Aim of the task
In the listing below, locate the lines bearing the word "with". Copy every one of them.

Records to process
begin
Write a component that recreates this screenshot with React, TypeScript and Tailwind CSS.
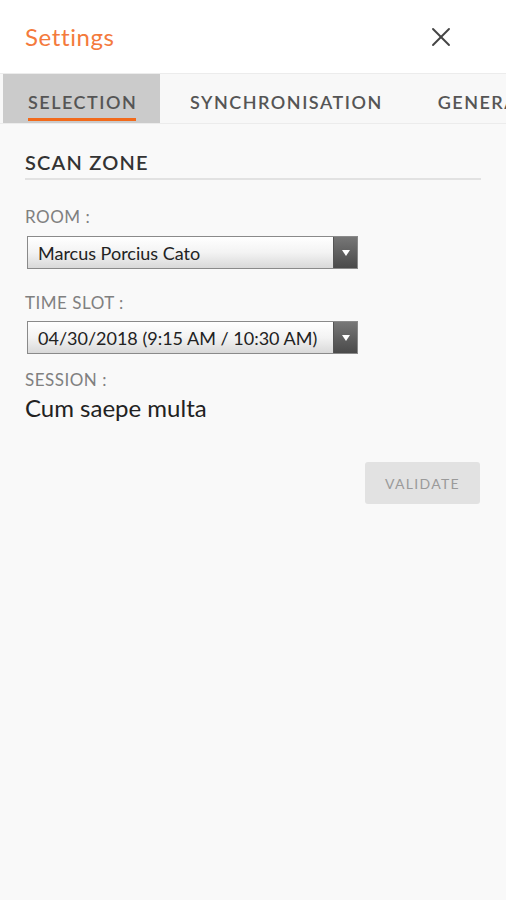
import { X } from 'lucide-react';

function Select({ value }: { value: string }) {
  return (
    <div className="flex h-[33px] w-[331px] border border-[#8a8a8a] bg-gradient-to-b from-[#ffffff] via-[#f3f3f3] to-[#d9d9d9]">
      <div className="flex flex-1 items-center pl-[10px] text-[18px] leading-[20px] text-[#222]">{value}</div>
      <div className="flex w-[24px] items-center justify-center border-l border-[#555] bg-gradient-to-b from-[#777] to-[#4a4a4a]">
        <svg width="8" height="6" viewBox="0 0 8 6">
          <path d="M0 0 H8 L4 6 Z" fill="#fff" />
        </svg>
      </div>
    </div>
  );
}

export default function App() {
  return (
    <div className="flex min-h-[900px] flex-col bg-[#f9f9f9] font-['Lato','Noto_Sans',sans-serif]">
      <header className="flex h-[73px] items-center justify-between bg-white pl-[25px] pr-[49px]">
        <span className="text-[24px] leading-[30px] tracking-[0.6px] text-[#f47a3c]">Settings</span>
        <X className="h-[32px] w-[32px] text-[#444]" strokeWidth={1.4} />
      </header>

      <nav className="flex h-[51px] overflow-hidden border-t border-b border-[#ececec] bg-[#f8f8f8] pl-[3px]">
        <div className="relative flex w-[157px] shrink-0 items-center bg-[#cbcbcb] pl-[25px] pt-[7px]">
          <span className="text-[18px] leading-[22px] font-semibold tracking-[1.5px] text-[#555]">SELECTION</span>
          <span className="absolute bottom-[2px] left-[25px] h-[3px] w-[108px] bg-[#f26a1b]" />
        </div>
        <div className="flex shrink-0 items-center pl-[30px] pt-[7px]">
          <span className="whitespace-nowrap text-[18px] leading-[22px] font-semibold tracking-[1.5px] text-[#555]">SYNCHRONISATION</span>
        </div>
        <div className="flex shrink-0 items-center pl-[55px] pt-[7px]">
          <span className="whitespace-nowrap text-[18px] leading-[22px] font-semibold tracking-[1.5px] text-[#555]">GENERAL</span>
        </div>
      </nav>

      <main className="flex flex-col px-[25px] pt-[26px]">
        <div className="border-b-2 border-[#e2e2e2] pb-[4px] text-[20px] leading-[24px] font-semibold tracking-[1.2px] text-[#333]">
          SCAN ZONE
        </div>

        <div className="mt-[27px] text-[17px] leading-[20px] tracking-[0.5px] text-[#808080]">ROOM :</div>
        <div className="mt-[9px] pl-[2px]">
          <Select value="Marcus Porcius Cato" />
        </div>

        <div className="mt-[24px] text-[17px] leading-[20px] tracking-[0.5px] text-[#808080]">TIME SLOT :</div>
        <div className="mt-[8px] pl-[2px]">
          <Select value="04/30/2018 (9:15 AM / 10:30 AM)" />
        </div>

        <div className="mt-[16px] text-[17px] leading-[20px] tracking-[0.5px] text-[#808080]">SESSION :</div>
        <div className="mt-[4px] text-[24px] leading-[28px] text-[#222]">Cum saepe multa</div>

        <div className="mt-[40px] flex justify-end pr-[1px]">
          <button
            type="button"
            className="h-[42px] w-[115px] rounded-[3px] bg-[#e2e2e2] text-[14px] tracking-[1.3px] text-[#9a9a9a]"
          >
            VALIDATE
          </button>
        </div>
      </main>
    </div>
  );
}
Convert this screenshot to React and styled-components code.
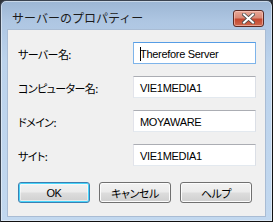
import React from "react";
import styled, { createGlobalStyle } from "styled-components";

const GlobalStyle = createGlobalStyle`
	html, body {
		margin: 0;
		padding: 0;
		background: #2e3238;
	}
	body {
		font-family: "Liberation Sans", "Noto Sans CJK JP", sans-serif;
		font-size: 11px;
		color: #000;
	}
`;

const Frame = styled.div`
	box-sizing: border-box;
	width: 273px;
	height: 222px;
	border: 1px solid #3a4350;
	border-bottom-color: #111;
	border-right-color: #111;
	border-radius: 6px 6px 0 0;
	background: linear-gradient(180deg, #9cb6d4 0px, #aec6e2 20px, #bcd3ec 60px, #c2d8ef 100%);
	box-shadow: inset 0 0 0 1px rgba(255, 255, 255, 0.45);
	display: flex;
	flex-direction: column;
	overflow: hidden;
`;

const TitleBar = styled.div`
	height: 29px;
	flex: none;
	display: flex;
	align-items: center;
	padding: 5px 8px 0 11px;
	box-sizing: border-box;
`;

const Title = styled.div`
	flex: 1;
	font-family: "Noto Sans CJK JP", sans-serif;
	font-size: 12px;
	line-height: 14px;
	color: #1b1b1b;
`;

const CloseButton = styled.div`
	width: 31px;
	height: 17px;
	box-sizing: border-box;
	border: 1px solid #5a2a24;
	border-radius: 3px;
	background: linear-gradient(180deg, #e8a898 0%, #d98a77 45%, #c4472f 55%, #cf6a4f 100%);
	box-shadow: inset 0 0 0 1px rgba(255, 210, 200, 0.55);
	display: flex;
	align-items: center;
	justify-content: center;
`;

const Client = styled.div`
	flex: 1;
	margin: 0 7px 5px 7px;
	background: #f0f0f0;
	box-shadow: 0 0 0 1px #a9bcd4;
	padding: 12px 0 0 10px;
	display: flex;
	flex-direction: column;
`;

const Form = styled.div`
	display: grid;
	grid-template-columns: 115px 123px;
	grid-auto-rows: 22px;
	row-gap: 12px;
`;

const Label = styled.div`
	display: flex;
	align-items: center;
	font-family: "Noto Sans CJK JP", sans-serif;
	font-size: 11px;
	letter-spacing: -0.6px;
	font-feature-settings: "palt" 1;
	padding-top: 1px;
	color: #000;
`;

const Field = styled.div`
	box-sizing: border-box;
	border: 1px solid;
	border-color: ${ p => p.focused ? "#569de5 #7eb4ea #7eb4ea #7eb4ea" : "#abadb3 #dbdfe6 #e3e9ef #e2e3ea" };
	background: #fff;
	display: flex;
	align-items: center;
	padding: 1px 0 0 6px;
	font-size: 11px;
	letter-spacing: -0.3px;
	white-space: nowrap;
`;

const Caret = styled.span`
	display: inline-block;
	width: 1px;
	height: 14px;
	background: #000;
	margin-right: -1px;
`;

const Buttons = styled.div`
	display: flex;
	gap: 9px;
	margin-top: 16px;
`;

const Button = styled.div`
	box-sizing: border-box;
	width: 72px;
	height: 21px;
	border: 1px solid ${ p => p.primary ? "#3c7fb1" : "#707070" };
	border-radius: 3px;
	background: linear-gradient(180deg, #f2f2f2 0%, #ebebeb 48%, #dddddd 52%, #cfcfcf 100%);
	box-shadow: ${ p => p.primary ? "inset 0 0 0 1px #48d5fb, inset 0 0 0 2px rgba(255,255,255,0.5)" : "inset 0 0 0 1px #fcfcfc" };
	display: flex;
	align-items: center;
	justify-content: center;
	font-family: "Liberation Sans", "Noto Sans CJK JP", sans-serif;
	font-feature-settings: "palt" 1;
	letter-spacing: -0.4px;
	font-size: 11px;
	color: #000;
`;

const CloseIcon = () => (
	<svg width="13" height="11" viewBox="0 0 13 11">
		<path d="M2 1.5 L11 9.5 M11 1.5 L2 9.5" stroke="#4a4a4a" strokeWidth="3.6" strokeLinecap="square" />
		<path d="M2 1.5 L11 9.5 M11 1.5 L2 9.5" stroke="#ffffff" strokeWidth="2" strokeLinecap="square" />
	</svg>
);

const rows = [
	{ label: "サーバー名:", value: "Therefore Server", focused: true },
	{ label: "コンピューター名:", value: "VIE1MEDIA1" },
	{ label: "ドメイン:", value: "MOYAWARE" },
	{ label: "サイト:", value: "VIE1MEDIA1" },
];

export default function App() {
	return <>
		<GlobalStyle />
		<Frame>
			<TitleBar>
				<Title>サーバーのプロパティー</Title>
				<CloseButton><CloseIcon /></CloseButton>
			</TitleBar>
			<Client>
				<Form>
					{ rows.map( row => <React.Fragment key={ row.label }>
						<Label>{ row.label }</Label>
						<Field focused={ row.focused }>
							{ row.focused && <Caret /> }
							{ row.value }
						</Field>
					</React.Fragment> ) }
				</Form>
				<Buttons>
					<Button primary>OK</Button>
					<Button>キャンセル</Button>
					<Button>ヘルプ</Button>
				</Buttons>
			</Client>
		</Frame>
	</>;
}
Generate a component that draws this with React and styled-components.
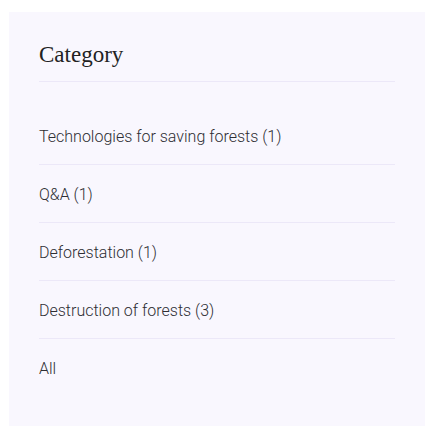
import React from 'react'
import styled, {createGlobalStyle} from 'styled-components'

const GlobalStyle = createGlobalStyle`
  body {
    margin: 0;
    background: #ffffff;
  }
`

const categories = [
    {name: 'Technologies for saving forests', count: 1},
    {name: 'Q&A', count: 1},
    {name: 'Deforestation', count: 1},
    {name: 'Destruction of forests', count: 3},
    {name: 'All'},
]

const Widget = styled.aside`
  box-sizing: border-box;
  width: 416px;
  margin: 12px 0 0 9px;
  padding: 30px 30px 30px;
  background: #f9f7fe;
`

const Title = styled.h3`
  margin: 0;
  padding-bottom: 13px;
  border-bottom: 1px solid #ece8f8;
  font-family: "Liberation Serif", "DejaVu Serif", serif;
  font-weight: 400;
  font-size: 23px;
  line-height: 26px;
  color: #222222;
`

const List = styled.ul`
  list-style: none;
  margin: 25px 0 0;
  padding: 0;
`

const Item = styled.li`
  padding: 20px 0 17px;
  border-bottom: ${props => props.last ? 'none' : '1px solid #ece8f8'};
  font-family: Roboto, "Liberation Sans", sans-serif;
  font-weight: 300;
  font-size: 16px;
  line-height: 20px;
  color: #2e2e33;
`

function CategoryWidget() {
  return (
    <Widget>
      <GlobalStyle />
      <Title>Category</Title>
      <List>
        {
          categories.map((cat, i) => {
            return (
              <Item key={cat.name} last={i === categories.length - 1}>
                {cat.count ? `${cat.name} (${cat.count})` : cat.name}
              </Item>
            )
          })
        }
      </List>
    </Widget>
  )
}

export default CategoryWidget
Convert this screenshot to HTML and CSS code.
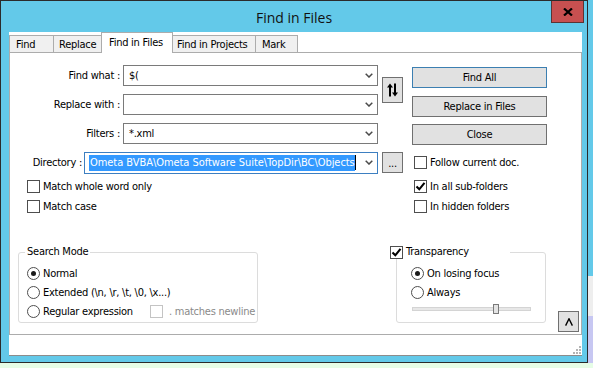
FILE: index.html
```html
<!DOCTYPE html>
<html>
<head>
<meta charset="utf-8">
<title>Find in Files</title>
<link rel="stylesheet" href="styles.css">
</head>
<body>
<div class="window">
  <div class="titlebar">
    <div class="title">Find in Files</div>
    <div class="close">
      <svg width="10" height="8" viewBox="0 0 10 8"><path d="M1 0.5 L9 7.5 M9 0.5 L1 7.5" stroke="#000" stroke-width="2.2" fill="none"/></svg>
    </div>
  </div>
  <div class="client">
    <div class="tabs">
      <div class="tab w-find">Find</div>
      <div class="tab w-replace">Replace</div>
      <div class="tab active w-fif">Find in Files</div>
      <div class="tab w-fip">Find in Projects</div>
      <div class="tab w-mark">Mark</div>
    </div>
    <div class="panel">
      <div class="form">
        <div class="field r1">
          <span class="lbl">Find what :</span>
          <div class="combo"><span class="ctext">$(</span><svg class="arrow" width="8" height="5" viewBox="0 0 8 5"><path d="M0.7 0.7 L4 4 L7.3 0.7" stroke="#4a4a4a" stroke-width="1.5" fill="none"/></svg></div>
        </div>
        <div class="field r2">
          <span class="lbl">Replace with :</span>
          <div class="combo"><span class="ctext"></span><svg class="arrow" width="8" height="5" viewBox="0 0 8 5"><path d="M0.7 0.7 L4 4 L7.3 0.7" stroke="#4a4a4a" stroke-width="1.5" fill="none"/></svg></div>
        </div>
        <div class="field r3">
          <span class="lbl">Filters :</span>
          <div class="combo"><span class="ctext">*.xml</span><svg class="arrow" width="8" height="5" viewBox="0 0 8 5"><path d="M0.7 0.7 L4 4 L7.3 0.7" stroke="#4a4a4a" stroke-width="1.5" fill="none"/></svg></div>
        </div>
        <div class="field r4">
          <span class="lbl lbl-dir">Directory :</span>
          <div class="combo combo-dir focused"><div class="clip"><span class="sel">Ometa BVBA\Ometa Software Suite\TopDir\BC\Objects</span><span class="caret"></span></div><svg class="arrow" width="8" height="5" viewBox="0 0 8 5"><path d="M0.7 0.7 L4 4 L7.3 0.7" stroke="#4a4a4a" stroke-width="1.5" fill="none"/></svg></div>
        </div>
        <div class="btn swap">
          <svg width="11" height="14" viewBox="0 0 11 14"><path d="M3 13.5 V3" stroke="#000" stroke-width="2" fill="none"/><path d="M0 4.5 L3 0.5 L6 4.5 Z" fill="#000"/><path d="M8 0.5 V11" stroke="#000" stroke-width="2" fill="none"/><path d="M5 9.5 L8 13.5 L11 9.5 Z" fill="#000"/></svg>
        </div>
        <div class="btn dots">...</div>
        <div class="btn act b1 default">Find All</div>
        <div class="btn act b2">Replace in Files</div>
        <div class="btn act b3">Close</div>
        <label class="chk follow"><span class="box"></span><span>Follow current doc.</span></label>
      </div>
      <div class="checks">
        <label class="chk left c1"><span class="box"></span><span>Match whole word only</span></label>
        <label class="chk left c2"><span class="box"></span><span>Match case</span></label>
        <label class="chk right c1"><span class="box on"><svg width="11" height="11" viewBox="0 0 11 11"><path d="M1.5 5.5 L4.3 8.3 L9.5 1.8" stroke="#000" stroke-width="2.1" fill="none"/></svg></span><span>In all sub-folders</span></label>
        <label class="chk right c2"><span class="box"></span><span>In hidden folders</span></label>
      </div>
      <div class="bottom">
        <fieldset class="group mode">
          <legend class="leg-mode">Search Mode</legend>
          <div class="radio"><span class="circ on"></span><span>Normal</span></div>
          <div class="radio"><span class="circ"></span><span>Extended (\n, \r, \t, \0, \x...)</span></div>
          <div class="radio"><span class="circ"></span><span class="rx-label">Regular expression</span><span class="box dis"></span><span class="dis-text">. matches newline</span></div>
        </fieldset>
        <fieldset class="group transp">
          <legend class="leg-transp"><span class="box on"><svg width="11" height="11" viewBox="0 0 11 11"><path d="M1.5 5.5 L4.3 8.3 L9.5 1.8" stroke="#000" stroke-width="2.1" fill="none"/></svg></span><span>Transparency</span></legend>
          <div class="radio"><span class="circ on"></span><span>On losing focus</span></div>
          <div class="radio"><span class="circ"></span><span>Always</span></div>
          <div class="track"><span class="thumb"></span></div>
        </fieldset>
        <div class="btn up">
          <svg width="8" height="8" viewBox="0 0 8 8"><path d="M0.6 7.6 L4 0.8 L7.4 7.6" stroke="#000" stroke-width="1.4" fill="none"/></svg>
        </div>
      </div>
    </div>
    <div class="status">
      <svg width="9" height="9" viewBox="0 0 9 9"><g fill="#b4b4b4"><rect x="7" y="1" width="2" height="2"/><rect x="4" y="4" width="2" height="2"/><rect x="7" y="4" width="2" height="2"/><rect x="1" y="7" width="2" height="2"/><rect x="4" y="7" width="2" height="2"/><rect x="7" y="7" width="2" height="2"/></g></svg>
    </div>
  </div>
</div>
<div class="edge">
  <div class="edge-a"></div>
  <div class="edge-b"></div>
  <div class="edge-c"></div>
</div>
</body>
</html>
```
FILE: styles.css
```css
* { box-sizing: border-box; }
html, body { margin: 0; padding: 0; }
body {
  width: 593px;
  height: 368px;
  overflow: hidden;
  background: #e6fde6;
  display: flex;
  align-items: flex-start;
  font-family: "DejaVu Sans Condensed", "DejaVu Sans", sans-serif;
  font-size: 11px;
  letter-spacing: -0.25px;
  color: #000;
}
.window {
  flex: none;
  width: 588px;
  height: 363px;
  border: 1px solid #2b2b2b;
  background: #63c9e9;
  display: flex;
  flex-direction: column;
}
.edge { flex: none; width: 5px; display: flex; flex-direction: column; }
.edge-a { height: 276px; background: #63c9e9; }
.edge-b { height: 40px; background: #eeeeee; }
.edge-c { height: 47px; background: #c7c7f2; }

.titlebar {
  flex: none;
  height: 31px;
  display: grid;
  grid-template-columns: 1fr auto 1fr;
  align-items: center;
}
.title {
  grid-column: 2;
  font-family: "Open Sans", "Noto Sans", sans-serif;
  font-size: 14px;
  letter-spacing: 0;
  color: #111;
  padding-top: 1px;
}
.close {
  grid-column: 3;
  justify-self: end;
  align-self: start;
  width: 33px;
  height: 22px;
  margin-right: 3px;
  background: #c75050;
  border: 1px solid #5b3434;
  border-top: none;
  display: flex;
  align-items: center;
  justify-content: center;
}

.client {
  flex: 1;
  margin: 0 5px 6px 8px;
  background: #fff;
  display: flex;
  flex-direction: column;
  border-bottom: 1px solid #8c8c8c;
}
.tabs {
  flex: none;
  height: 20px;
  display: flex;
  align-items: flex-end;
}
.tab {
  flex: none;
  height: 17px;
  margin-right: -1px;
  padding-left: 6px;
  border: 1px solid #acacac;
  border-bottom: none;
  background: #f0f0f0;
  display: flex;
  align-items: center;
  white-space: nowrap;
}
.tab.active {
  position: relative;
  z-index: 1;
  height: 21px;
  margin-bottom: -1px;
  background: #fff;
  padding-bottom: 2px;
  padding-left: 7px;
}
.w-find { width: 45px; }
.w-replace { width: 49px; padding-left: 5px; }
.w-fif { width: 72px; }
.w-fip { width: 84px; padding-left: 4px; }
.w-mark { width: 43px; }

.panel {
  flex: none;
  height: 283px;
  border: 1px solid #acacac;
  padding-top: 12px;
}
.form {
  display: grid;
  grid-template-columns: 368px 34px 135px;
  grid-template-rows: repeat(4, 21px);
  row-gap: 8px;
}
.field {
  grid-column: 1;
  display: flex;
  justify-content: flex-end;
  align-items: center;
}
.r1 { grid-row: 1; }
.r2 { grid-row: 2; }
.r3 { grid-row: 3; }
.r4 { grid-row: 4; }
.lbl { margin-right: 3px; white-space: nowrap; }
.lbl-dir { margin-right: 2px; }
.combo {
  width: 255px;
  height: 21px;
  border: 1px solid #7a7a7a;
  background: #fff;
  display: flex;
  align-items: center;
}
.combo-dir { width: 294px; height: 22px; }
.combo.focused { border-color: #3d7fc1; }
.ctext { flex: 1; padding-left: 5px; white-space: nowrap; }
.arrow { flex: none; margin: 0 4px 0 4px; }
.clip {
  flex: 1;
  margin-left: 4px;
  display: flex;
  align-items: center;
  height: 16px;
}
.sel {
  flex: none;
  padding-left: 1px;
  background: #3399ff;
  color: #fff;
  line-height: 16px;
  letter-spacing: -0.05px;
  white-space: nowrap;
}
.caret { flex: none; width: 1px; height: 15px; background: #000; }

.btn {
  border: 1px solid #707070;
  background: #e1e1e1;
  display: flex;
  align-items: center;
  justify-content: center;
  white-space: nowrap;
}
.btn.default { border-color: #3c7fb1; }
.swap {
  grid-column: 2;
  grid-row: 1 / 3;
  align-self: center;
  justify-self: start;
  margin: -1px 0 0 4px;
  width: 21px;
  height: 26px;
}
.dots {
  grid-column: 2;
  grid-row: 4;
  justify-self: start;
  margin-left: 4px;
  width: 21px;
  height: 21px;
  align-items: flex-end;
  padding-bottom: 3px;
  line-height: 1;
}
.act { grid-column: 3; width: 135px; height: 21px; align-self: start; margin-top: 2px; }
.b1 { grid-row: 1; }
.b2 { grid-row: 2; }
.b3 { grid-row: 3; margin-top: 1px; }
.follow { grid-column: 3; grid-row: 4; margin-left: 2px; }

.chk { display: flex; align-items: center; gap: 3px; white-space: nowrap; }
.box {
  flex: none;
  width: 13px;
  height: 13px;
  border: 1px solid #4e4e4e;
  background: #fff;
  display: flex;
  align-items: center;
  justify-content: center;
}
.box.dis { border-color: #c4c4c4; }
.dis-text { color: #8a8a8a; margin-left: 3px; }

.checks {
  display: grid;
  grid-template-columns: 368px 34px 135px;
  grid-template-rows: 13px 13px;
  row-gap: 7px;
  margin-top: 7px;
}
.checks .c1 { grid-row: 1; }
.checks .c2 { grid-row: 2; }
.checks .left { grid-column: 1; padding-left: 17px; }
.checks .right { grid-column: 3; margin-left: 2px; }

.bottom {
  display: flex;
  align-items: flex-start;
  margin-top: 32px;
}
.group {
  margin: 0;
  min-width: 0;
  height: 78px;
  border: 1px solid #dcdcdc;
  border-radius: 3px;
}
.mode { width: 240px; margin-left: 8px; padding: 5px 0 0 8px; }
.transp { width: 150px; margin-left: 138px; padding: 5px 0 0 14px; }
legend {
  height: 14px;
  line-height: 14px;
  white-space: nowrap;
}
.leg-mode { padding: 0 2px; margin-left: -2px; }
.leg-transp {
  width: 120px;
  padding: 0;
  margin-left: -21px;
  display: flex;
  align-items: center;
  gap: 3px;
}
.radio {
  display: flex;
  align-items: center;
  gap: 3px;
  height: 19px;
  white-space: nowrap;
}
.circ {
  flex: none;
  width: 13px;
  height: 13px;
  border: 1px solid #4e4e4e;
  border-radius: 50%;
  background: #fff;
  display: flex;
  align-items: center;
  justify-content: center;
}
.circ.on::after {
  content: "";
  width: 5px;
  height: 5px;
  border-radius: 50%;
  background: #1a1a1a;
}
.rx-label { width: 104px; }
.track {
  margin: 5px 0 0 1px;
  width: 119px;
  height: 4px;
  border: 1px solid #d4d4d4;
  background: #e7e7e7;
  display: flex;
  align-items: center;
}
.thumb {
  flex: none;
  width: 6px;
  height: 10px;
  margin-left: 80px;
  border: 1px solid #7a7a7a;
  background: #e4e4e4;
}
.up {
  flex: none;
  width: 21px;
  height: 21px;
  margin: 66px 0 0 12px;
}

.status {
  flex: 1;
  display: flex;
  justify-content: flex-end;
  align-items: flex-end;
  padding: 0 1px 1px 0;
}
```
end
Answer to this exercise
Write a component that recreates this screenshot with React, TypeScript and Tailwind CSS.
Generate a component that draws this with React and styled-components.
          <span class="lbl">Replace with :</span>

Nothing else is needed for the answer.